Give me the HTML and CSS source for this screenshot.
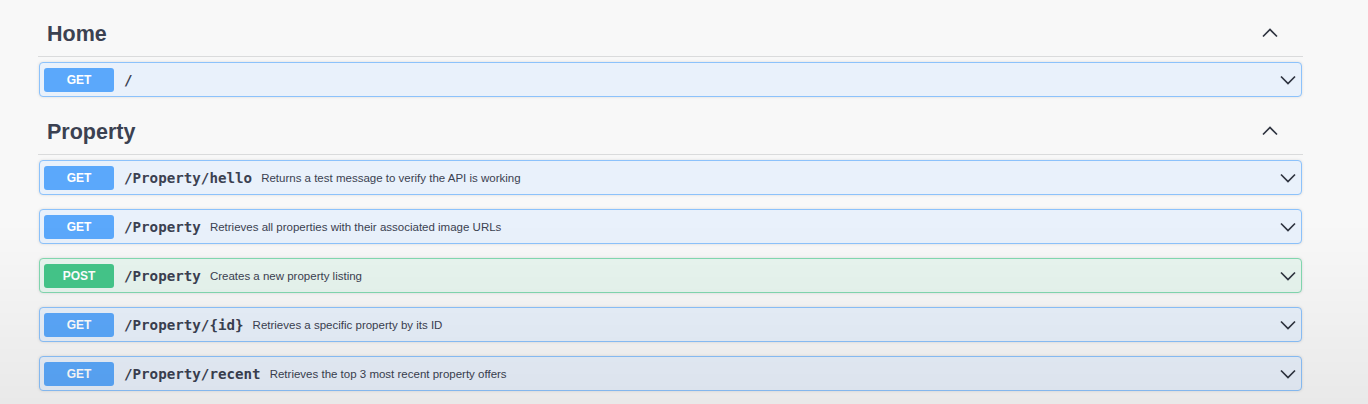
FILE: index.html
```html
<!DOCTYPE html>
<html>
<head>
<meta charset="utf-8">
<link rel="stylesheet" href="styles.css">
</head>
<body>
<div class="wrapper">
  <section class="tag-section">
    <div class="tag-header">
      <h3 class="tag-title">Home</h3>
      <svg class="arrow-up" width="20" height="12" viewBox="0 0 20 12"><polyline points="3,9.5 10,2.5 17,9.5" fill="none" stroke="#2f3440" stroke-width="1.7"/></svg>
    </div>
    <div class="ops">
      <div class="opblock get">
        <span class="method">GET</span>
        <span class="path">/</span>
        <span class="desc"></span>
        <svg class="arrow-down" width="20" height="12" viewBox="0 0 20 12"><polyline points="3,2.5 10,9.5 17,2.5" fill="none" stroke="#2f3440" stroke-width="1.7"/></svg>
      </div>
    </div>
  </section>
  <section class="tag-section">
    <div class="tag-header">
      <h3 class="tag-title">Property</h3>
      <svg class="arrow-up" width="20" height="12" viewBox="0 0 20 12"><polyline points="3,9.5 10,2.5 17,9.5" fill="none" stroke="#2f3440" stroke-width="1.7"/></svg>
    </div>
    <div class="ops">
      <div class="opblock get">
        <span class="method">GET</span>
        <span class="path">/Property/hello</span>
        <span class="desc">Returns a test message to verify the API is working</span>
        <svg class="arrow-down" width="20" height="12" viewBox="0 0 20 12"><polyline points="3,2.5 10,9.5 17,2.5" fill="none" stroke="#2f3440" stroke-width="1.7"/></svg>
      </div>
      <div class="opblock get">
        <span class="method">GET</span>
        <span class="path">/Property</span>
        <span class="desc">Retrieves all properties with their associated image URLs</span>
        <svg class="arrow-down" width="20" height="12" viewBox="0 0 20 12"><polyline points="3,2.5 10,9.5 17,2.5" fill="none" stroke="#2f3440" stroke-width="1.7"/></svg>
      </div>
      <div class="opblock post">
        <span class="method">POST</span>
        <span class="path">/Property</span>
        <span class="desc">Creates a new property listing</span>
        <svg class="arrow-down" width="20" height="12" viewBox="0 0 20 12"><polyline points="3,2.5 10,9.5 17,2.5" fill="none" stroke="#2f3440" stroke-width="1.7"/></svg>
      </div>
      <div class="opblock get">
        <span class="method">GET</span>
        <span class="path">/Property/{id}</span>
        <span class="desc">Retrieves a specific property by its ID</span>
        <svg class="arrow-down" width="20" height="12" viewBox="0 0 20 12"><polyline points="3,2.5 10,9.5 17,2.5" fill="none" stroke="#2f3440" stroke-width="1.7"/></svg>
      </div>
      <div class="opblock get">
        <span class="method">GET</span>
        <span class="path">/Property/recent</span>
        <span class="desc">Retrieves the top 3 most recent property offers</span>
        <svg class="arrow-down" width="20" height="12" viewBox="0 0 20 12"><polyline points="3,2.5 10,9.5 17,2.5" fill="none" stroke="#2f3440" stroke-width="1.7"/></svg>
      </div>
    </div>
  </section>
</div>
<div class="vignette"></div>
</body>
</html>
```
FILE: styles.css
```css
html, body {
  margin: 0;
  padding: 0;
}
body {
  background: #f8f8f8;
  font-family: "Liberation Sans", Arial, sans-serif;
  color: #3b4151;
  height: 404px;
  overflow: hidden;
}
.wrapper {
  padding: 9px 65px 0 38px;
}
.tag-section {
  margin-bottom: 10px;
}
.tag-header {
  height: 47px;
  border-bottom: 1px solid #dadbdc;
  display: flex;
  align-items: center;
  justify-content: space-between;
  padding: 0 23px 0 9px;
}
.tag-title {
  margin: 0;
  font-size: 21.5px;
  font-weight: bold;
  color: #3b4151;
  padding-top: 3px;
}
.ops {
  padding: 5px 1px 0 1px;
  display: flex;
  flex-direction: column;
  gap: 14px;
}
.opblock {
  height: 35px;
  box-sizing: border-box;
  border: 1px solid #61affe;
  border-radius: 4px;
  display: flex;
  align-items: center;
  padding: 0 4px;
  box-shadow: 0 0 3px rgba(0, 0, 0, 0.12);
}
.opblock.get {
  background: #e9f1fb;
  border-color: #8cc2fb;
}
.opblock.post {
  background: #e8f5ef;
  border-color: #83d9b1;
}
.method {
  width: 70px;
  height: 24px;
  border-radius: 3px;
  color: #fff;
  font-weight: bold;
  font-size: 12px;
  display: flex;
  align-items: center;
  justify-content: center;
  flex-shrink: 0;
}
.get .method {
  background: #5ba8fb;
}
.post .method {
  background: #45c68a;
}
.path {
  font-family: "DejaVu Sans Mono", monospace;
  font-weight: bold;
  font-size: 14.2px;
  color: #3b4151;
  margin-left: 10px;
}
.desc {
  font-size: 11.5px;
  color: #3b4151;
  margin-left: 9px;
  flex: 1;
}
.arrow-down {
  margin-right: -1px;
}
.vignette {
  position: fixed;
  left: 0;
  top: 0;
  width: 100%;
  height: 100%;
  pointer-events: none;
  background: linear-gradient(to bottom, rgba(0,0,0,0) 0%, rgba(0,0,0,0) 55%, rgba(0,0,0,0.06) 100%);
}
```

**WHAT THIS TASK INVOLVES**: Reproduce the material word for word. Any pictures should be left out of the copy.

**PROBLEM SOLUTION**:
Give me the HTML and CSS source for this screenshot.
FILE: index.html
```html
<!DOCTYPE html>
<html>
<head>
<meta charset="utf-8">
<link rel="stylesheet" href="styles.css">
</head>
<body>
<div class="wrapper">
  <section class="tag-section">
    <div class="tag-header">
      <h3 class="tag-title">Home</h3>
      <svg class="arrow-up" width="20" height="12" viewBox="0 0 20 12"><polyline points="3,9.5 10,2.5 17,9.5" fill="none" stroke="#2f3440" stroke-width="1.7"/></svg>
    </div>
    <div class="ops">
      <div class="opblock get">
        <span class="method">GET</span>
        <span class="path">/</span>
        <span class="desc"></span>
        <svg class="arrow-down" width="20" height="12" viewBox="0 0 20 12"><polyline points="3,2.5 10,9.5 17,2.5" fill="none" stroke="#2f3440" stroke-width="1.7"/></svg>
      </div>
    </div>
  </section>
  <section class="tag-section">
    <div class="tag-header">
      <h3 class="tag-title">Property</h3>
      <svg class="arrow-up" width="20" height="12" viewBox="0 0 20 12"><polyline points="3,9.5 10,2.5 17,9.5" fill="none" stroke="#2f3440" stroke-width="1.7"/></svg>
    </div>
    <div class="ops">
      <div class="opblock get">
        <span class="method">GET</span>
        <span class="path">/Property/hello</span>
        <span class="desc">Returns a test message to verify the API is working</span>
        <svg class="arrow-down" width="20" height="12" viewBox="0 0 20 12"><polyline points="3,2.5 10,9.5 17,2.5" fill="none" stroke="#2f3440" stroke-width="1.7"/></svg>
      </div>
      <div class="opblock get">
        <span class="method">GET</span>
        <span class="path">/Property</span>
        <span class="desc">Retrieves all properties with their associated image URLs</span>
        <svg class="arrow-down" width="20" height="12" viewBox="0 0 20 12"><polyline points="3,2.5 10,9.5 17,2.5" fill="none" stroke="#2f3440" stroke-width="1.7"/></svg>
      </div>
      <div class="opblock post">
        <span class="method">POST</span>
        <span class="path">/Property</span>
        <span class="desc">Creates a new property listing</span>
        <svg class="arrow-down" width="20" height="12" viewBox="0 0 20 12"><polyline points="3,2.5 10,9.5 17,2.5" fill="none" stroke="#2f3440" stroke-width="1.7"/></svg>
      </div>
      <div class="opblock get">
        <span class="method">GET</span>
        <span class="path">/Property/{id}</span>
        <span class="desc">Retrieves a specific property by its ID</span>
        <svg class="arrow-down" width="20" height="12" viewBox="0 0 20 12"><polyline points="3,2.5 10,9.5 17,2.5" fill="none" stroke="#2f3440" stroke-width="1.7"/></svg>
      </div>
      <div class="opblock get">
        <span class="method">GET</span>
        <span class="path">/Property/recent</span>
        <span class="desc">Retrieves the top 3 most recent property offers</span>
        <svg class="arrow-down" width="20" height="12" viewBox="0 0 20 12"><polyline points="3,2.5 10,9.5 17,2.5" fill="none" stroke="#2f3440" stroke-width="1.7"/></svg>
      </div>
    </div>
  </section>
</div>
<div class="vignette"></div>
</body>
</html>
```
FILE: styles.css
```css
html, body {
  margin: 0;
  padding: 0;
}
body {
  background: #f8f8f8;
  font-family: "Liberation Sans", Arial, sans-serif;
  color: #3b4151;
  height: 404px;
  overflow: hidden;
}
.wrapper {
  padding: 9px 65px 0 38px;
}
.tag-section {
  margin-bottom: 10px;
}
.tag-header {
  height: 47px;
  border-bottom: 1px solid #dadbdc;
  display: flex;
  align-items: center;
  justify-content: space-between;
  padding: 0 23px 0 9px;
}
.tag-title {
  margin: 0;
  font-size: 21.5px;
  font-weight: bold;
  color: #3b4151;
  padding-top: 3px;
}
.ops {
  padding: 5px 1px 0 1px;
  display: flex;
  flex-direction: column;
  gap: 14px;
}
.opblock {
  height: 35px;
  box-sizing: border-box;
  border: 1px solid #61affe;
  border-radius: 4px;
  display: flex;
  align-items: center;
  padding: 0 4px;
  box-shadow: 0 0 3px rgba(0, 0, 0, 0.12);
}
.opblock.get {
  background: #e9f1fb;
  border-color: #8cc2fb;
}
.opblock.post {
  background: #e8f5ef;
  border-color: #83d9b1;
}
.method {
  width: 70px;
  height: 24px;
  border-radius: 3px;
  color: #fff;
  font-weight: bold;
  font-size: 12px;
  display: flex;
  align-items: center;
  justify-content: center;
  flex-shrink: 0;
}
.get .method {
  background: #5ba8fb;
}
.post .method {
  background: #45c68a;
}
.path {
  font-family: "DejaVu Sans Mono", monospace;
  font-weight: bold;
  font-size: 14.2px;
  color: #3b4151;
  margin-left: 10px;
}
.desc {
  font-size: 11.5px;
  color: #3b4151;
  margin-left: 9px;
  flex: 1;
}
.arrow-down {
  margin-right: -1px;
}
.vignette {
  position: fixed;
  left: 0;
  top: 0;
  width: 100%;
  height: 100%;
  pointer-events: none;
  background: linear-gradient(to bottom, rgba(0,0,0,0) 0%, rgba(0,0,0,0) 55%, rgba(0,0,0,0.06) 100%);
}
```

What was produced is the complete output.